Waste displaced, later embraced

 

 

By Steven Schnarr

With all the trash people are producing, artists from Chicago and around the country are working on ways to reduce it by turning it into art.

The Faketure exhibit at the Beverly Art Center, 2407 W. 111th St., is a representation of how people control nature around them. The exhibit runs until Oct. 25 and closes with a film festival of 18 shorts. Curators Audrey Peiper and Gabriel Akagawa brought together various artists who, with their artwork, aim to inspire viewers to ask questions about the complex relationship between humans and nature.

The exhibit uses lots of artwork made from garbage or material that many would just throw out-anything from old furniture and construction material to newspapers and plastic bags.

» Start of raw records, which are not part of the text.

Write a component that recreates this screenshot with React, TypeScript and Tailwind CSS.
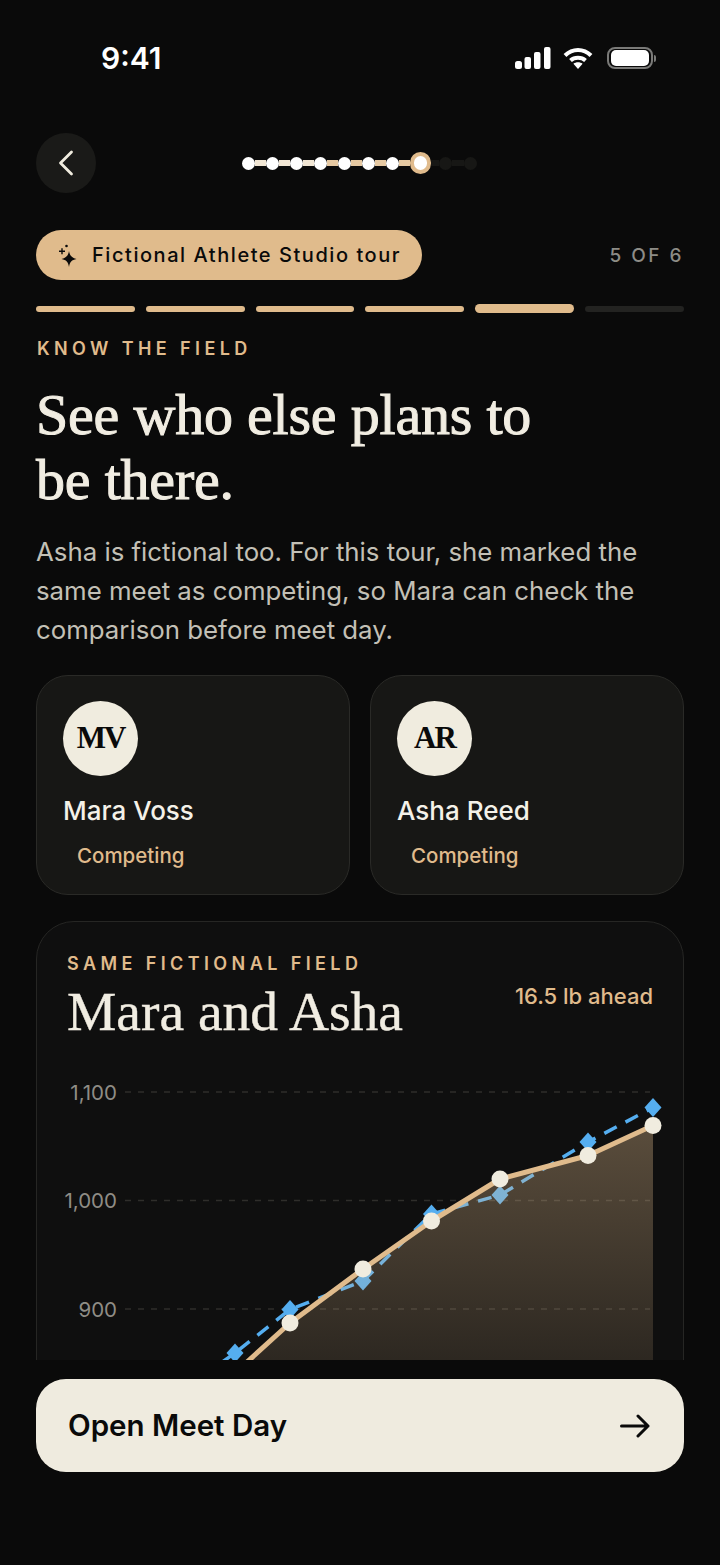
import React from 'react';

const sans = "font-['Inter',sans-serif]";
const serif = "font-['Liberation_Serif',serif]";

const tanPoints: [number, number][] = [
  [235, 1373], [290, 1323], [363, 1269], [431.5, 1221], [500, 1179], [588, 1155.5], [653, 1125.5],
];
const bluePoints: [number, number][] = [
  [180, 1392], [235, 1353], [290, 1309.5], [363, 1281], [431.5, 1214], [500, 1195], [588, 1142], [653, 1107.5],
];
const gridLines = [
  { y: 1092, label: '1,100' },
  { y: 1200.5, label: '1,000' },
  { y: 1309, label: '900' },
];

const toPath = (pts: [number, number][]) => pts.map(([x, y], i) => `${i === 0 ? 'M' : 'L'}${x} ${y}`).join(' ');

const StatusBar: React.FC = () => (
  <div className="flex h-[116px] shrink-0 items-center justify-between pl-[101px] pr-[64px]">
    <span className="text-[30px] font-semibold leading-none text-white">9:41</span>
    <div className="flex items-center">
      <svg width="36" height="22" viewBox="0 0 36 22" fill="#fff">
        <rect x="0" y="14" width="7" height="8" rx="2.5" />
        <rect x="9.5" y="10" width="6.5" height="12" rx="2" />
        <rect x="19" y="5" width="6.5" height="17" rx="2" />
        <rect x="29" y="0" width="6.5" height="22" rx="2" />
      </svg>
      <svg className="ml-[12px]" width="30" height="22" viewBox="0 0 30 22" fill="none" stroke="#fff" strokeWidth="4">
        <path d="M2 8.500C9.500 1 20.500 1 28 8.500" />
        <path d="M7.500 13.500C11.500 9.800 18.500 9.800 22.500 13.500" />
        <path d="M15 22l-4.600-5.200c2.600-2 6.600-2 9.200 0z" fill="#fff" stroke="none" />
      </svg>
      <div className="ml-[14px] flex items-center">
        <div className="flex h-[22px] w-[46px] items-center justify-center rounded-[8px] border-2 border-[#7a7a78]">
          <div className="h-[16px] w-[38px] rounded-[5px] bg-white" />
        </div>
        <div className="ml-[1px] h-[7px] w-[2px] rounded-r-full bg-[#7a7a78]" />
      </div>
    </div>
  </div>
);

const Dot: React.FC<{ dim?: boolean }> = ({ dim }) => (
  <div className={`h-[13px] w-[13px] shrink-0 rounded-full ${dim ? 'bg-[#171715]' : 'bg-white'}`} />
);

const Stepper: React.FC = () => (
  <div className="flex items-center">
    {[0, 1, 2, 3, 4, 5, 6].map((i) => (
      <React.Fragment key={i}>
        <Dot />
        <div className={`h-[6px] w-[11px] ${i < 3 ? 'bg-[#f1e6d4]' : 'bg-[#e6c9a2]'}`} />
      </React.Fragment>
    ))}
    <div className="h-[22px] w-[21px] shrink-0 rounded-full border-[4px] border-[#e0bb8c] bg-white" />
    <div className="h-[6px] w-[8px] bg-[#171715]" />
    <Dot dim />
    <div className="h-[6px] w-[12px] bg-[#171715]" />
    <Dot dim />
  </div>
);

const AthleteCard: React.FC<{ initials: string; name: string }> = ({ initials, name }) => (
  <div className="h-[220px] rounded-[32px] border border-[#2a2a27] bg-[#171715] pl-[26px] pt-[25px]">
    <div className={`flex h-[75px] w-[75px] items-center justify-center rounded-full bg-[#f0ecdf] text-[31px] font-bold tracking-[-2px] text-[#0a0a0a] ${serif}`}>
      {initials}
    </div>
    <div className="mt-[19px] text-[26px] font-medium leading-[32px] text-[#f4f1e8]">{name}</div>
    <div className="mt-[16px] pl-[14px] text-[20.5px] font-medium leading-[26px] text-[#e0bb8c]">Competing</div>
  </div>
);

const Chart: React.FC = () => (
  <svg className="mt-[33px] block overflow-visible" width="588" height="300" viewBox="67 1075 588 300" fill="none">
    <defs>
      <linearGradient id="area" gradientUnits="userSpaceOnUse" x1="0" y1="1125" x2="0" y2="1375">
        <stop offset="0" stopColor="#e0bb8c" stopOpacity="0.36" />
        <stop offset="1" stopColor="#e0bb8c" stopOpacity="0.13" />
      </linearGradient>
    </defs>
    {gridLines.map((g) => (
      <g key={g.y}>
        <line x1="125" x2="650" y1={g.y} y2={g.y} stroke="#2f2e2b" strokeWidth="1.500" strokeDasharray="6 7" />
        <text x="117" y={g.y + 7.500} textAnchor="end" fontSize="20.500" fill="#8f8d86" fontFamily="Inter, sans-serif">
          {g.label}
        </text>
      </g>
    ))}
    <path d={toPath(bluePoints)} stroke="#55aef0" strokeWidth="3.500" strokeDasharray="14 10" />
    {bluePoints.map(([x, y]) => (
      <path key={x} d={`M${x} ${y - 9.500}L${x + 8.500} ${y}L${x} ${y + 9.500}L${x - 8.500} ${y}Z`} fill="#55aef0" />
    ))}
    <path d={`${toPath(tanPoints)} L653 1400 L235 1400 Z`} fill="url(#area)" />
    <path d={toPath(tanPoints)} stroke="#e0bb8c" strokeWidth="5" strokeLinejoin="round" />
    {tanPoints.map(([x, y]) => (
      <circle key={x} cx={x} cy={y} r="8.500" fill="#f0ecdf" />
    ))}
  </svg>
);

const App: React.FC = () => {
  return (
    <div className={`flex h-[1565px] w-[720px] flex-col overflow-hidden bg-[#0a0a0a] ${sans}`}>
      <StatusBar />

      <div className="mt-[17px] flex h-[60px] shrink-0 items-center pl-[36px]">
        <button className="flex h-[60px] w-[60px] items-center justify-center rounded-full bg-[#1a1a18]">
          <svg width="16" height="26" viewBox="0 0 16 26" fill="none" stroke="#f0ecdf" strokeWidth="2.800" strokeLinecap="round" strokeLinejoin="round">
            <path d="M13.500 2L2.500 13L13.500 24" />
          </svg>
        </button>
        <div className="ml-[146px]">
          <Stepper />
        </div>
      </div>

      <div className="h-[1167px] shrink-0 overflow-hidden px-[36px]">
        <div className="mt-[37px] flex items-center justify-between">
          <div className="flex h-[50px] w-[386px] items-center rounded-full bg-[#e0bb8c] pl-[20px] text-[#0a0a0a]">
            <svg width="24" height="26" viewBox="0 0 24 26" fill="#0a0a0a">
              <path d="M13 9c.8 4.700 2.600 6.600 7.500 8-4.900.9-6.700 2.800-7.500 8-.8-5.200-2.600-7.100-7.500-8 4.900-1.400 6.700-3.300 7.500-8z" />
              <path d="M5.300 6.200h1.400v2.300H9v1.400H6.700v2.300H5.300V9.900H3V8.500h2.300z" />
              <circle cx="10.500" cy="4" r="1.300" />
            </svg>
            <span className="ml-[12px] whitespace-nowrap text-[20px] font-medium leading-none tracking-[1.55px]">Fictional Athlete Studio tour</span>
          </div>
          <span className="text-[19px] font-medium leading-none tracking-[2.5px] text-[#8d8c86]">5 OF 6</span>
        </div>

        <div className="mt-[24px] flex h-[9px] items-center gap-[11px]">
          {[0, 1, 2, 3].map((i) => (
            <div key={i} className="h-[6px] flex-1 rounded-full bg-[#e0bb8c]" />
          ))}
          <div className="h-[9px] flex-1 rounded-full bg-[#e0bb8c]" />
          <div className="h-[6px] flex-1 rounded-full bg-[#232321]" />
        </div>

        <div className="ml-[1px] mt-[25px] text-[18px] font-semibold leading-[22px] tracking-[4.4px] text-[#e0bb8c]">KNOW THE FIELD</div>

        <h1 className={`mt-[22px] w-[600px] text-[58px] font-normal leading-[65px] tracking-[-0.2px] text-[#f1ede2] [-webkit-text-stroke:1px_#f1ede2] ${serif}`}>
          See who else plans to<br />be there.
        </h1>

        <p className="mt-[20px] text-[25.8px] font-normal leading-[39px] text-[#c3c0b6]">
          Asha is fictional too. For this tour, she marked the<br />
          same meet as competing, so Mara can check the<br />
          comparison before meet day.
        </p>

        <div className="mt-[26px] grid grid-cols-2 gap-[20px]">
          <AthleteCard initials="MV" name="Mara Voss" />
          <AthleteCard initials="AR" name="Asha Reed" />
        </div>

        <div className="mt-[26px] h-[520px] rounded-[38px] border border-[#262624] bg-[#0f0f0f] px-[30px] pt-[31px]">
          <div className="flex items-start justify-between">
            <div>
              <div className="text-[18px] font-semibold leading-[22px] tracking-[4.4px] text-[#e0bb8c]">SAME FICTIONAL FIELD</div>
              <div className={`mt-[7px] text-[55.5px] leading-[60px] text-[#f1ede2] [-webkit-text-stroke:0.4px_#f1ede2] ${serif}`}>Mara and Asha</div>
            </div>
            <div className="mt-[29px] text-[22px] font-medium leading-[28px] text-[#e0bb8c]">16.5 lb ahead</div>
          </div>
          <Chart />
        </div>
      </div>

      <div className="px-[36px] pt-[19px]">
        <button className="flex h-[93px] w-full items-center justify-between rounded-[30px] bg-[#efebdf] pl-[32px] pr-[34px]">
          <span className="text-[29.5px] font-semibold leading-none text-[#0a0a0a]">Open Meet Day</span>
          <svg width="30" height="24" viewBox="0 0 30 24" fill="none" stroke="#0a0a0a" strokeWidth="3" strokeLinecap="round" strokeLinejoin="round">
            <path d="M1.500 12H28M18 2l10 10-10 10" />
          </svg>
        </button>
      </div>
    </div>
  );
};

export default App;
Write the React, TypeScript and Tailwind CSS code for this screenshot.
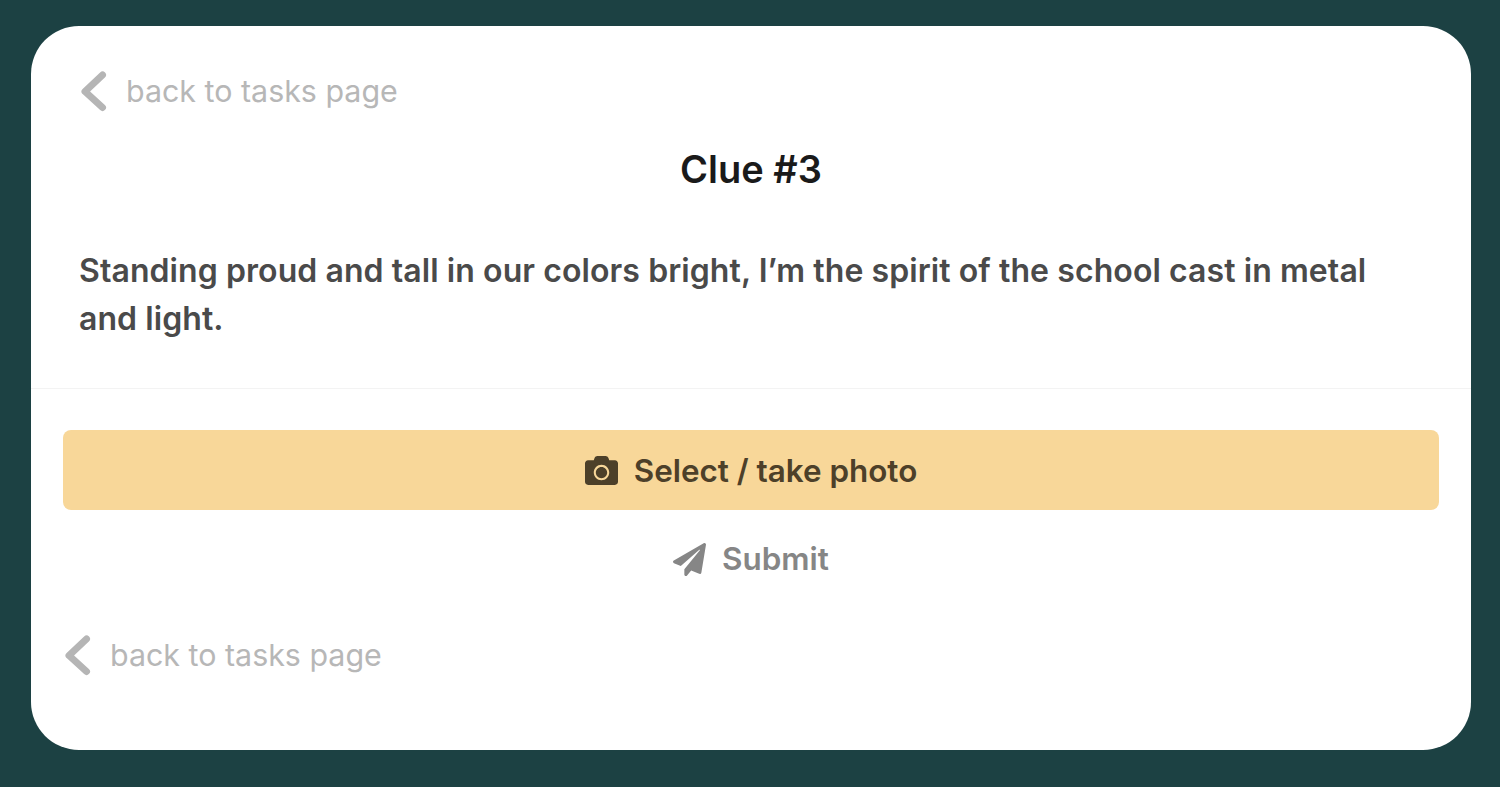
import { FaCamera, FaPaperPlane } from 'react-icons/fa';

function BackLink() {
  return (
    <a className="flex items-center h-[40px] text-[30.4px] text-[#b7b7b7]">
      <svg width="28" height="42" viewBox="0 0 28 42" fill="none" className="shrink-0">
        <path d="M23.5 4 L6 20.5 L23.5 36.5" stroke="#b5b5b5" strokeWidth="7" strokeLinecap="round" strokeLinejoin="round" />
      </svg>
      <span className="ml-[19px] leading-[40px] pb-[2px]">back to tasks page</span>
    </a>
  );
}

export default function App() {
  return (
    <div className="h-[787px] bg-[#1c4143] pt-[26px] px-[31px] font-['Inter','Noto_Sans',sans-serif] overflow-hidden">
      <div className="h-[724px] w-[1440px] bg-white rounded-[48px]">
        <div className="h-[363px] border-b border-[#f3f3f3] px-[48px] pt-[46px]">
          <BackLink />
          <h1 className="mt-[34px] text-center text-[38px] leading-[46px] font-semibold text-[#1a1a1a]">Clue #3</h1>
          <p className="mt-[55px] text-[32px] tracking-[0.08px] leading-[48px] font-semibold text-[#4a4a4a]">
            Standing proud and tall in our colors bright, I’m the spirit of the school cast in metal and light.
          </p>
        </div>
        <div className="px-[32px] pt-[41px]">
          <button className="flex items-center justify-center w-full h-[80px] rounded-[8px] bg-[#f8d799] text-[#4d4029] text-[31.4px] font-semibold">
            <FaCamera className="w-[33px] h-[33px]" />
            <span className="ml-[16px] pt-[3px]">Select / take photo</span>
          </button>
          <button className="flex items-center justify-center w-full h-[80px] mt-[9px] text-[#868686] text-[31.4px] font-semibold">
            <FaPaperPlane className="w-[33px] h-[33px]" />
            <span className="ml-[16px] pt-[2px]">Submit</span>
          </button>
          <div className="mt-[37px]">
            <BackLink />
          </div>
        </div>
      </div>
    </div>
  );
}
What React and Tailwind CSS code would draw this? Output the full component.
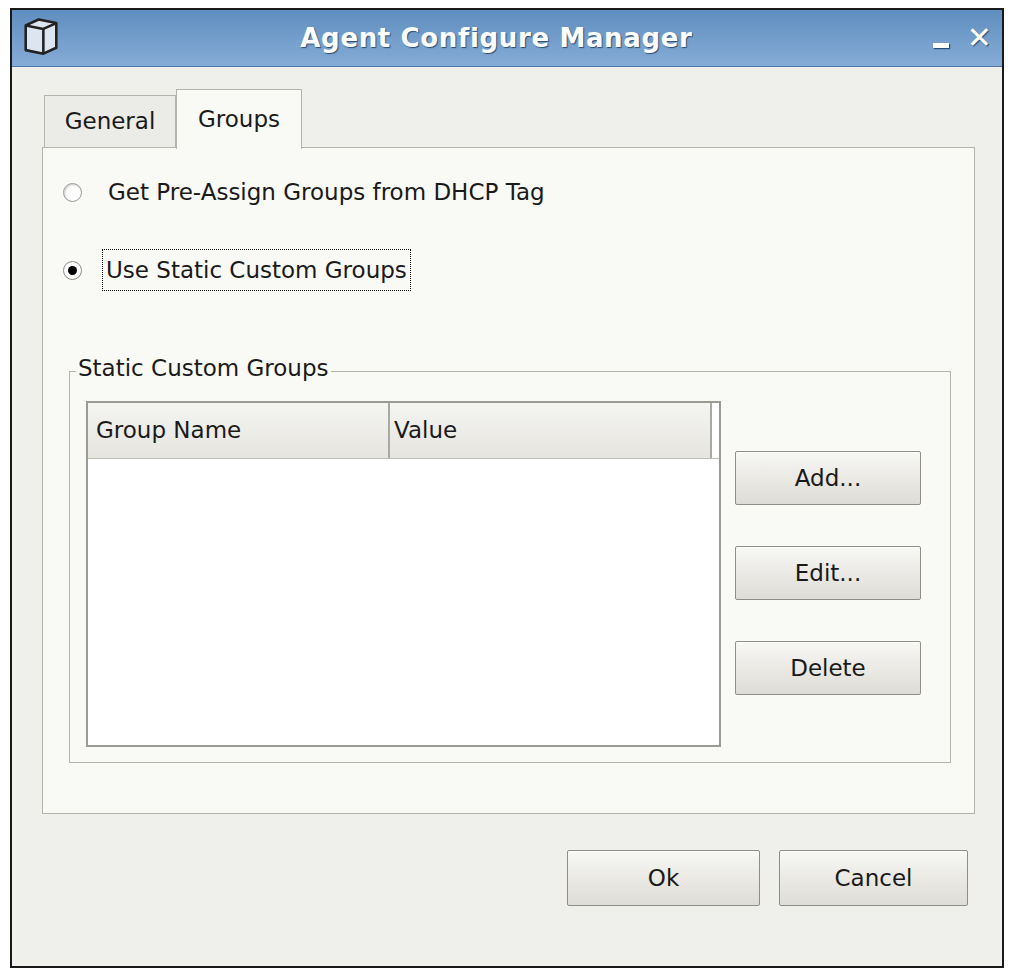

From 1990 to 2005, the estimated average amount of waste produced by each person in the United States has been consistently around 4.5 pounds per day on average, according to numbers from the United States Census Bureau. Translated into garbage bags, that is about 80 bags, holding 20-pounds, produced each year in the United States, or about 24 billion bags of garbage per year.

To some artists, not all of the excessive amount of products people throw away is considered garbage.

Barbara Holmes is an artist-in-residence at San Francisco Recycling and Disposal.  Her yearly position rewards a stipend as well as studio space for her and another artist-in-residence to create art out of garbage. Some of her more prominent pieces are made from hollow-core doors to resemble structures like buildings and smokestacks. Even though she sometimes brings truckloads of materials from the dump, she said the real impact she would be making is with her art.

“As far as making an impact on the landfill, there is probably little-to-no impact,” she said. “I think the impact is on the optimism of the possibilities that are out there with reuse and trying to do something that are more environmentally sound. Even though we’re not depleting anything from the landfill or it’s so tiny that it doesn’t matter what we’re pulling out, I think the impact of what we’re communicating that is really important.”

The installation piece Akagawa is working on for Faketure looks like honeycomb structures made out of drop ceiling tiles that otherwise would have been thrown away.  All the material is gathered from his house, which he and his wife are currently renovating.

“[It’s a] process to deal with this material,” he said. “You can’t recycle it.  It’s this waste material made out of fiberglass and mineral wool fiber. It’s this really weird substance.”

By making artwork out of trash,  Akagawa said, he hopes people can understand the scope of what consumers discard daily.

“Consumerist activities we do in our day-to-day lives negate this idea that this Earth is a fragile and a precious thing,” he said.

One artist from the exhibit, Bianca McGraw, cut out plastic bags, newspapers and magazines into the shapes of leaves and put them in large piles.

“[The piece] is commentary on growing up in the South Side of Chicago and how litter and items that are considered garbage seem to litter the neighborhood,” she said. “In another way, it is still decorating the landscape, and it becomes a part of nature.”

The name of her piece is “This Community’s Nature.”

“It’s something beautiful and at the same time tragic,” McGraw said.

The most important part of making art of out trash is to educate people on ways to reduce trash, Akagawa said.

“There’s a long history of artists using found objects and reclaimed material but I think the impetuous for doing so is different now,” Holmes said. “I think people are more into using those objects because of the social impact and connotations that are there now.”